- _Work to complete_: Search the listing for the string "styles" and copy every line that contains it.

- _Source material_:
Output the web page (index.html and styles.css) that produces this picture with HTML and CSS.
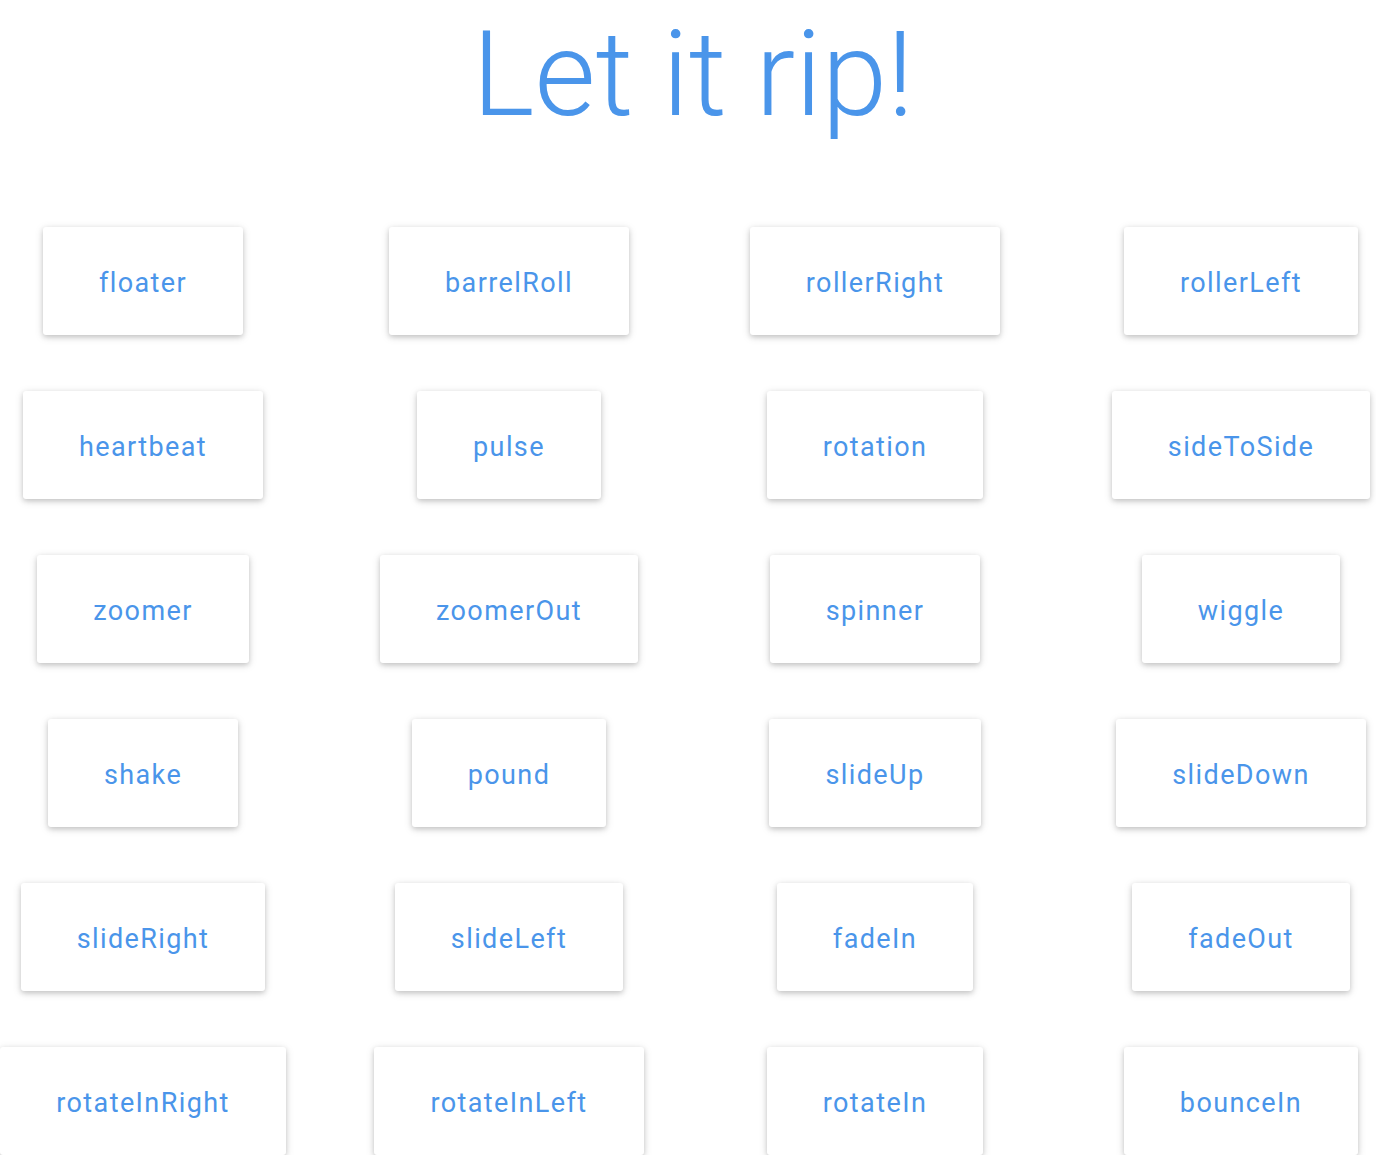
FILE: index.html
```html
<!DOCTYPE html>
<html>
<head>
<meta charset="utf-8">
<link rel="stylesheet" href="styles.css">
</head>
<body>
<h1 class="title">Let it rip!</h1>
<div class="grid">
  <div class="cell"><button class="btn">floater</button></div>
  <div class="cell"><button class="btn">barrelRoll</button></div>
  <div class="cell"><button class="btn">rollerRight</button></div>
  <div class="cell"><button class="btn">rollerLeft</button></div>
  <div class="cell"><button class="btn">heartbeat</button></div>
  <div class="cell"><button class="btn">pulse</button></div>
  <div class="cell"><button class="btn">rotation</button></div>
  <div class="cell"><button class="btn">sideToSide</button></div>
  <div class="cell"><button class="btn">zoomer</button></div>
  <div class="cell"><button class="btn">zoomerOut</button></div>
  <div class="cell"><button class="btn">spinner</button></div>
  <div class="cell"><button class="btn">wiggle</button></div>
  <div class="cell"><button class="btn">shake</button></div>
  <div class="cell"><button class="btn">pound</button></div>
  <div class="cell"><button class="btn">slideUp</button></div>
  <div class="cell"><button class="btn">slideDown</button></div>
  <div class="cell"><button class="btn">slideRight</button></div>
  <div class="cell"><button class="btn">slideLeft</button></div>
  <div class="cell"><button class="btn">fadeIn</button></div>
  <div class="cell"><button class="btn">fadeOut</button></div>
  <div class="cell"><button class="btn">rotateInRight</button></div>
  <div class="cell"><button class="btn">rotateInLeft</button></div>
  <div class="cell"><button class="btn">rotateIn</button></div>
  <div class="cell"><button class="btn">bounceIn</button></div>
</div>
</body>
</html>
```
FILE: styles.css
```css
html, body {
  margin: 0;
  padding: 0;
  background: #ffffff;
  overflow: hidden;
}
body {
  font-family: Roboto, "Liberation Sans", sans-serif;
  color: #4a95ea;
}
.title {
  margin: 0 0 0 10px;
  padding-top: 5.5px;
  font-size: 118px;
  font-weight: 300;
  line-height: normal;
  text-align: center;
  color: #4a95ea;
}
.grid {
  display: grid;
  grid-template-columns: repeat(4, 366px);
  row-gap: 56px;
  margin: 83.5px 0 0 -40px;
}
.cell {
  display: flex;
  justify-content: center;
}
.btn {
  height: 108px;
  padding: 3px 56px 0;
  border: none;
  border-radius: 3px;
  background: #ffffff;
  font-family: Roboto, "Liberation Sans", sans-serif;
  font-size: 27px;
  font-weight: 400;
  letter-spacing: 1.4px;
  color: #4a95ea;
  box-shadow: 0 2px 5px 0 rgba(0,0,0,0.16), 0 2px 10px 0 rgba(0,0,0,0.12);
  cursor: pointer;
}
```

- _Task response_:
Output the web page (index.html and styles.css) that produces this picture with HTML and CSS.
<link rel="stylesheet" href="styles.css">
FILE: styles.css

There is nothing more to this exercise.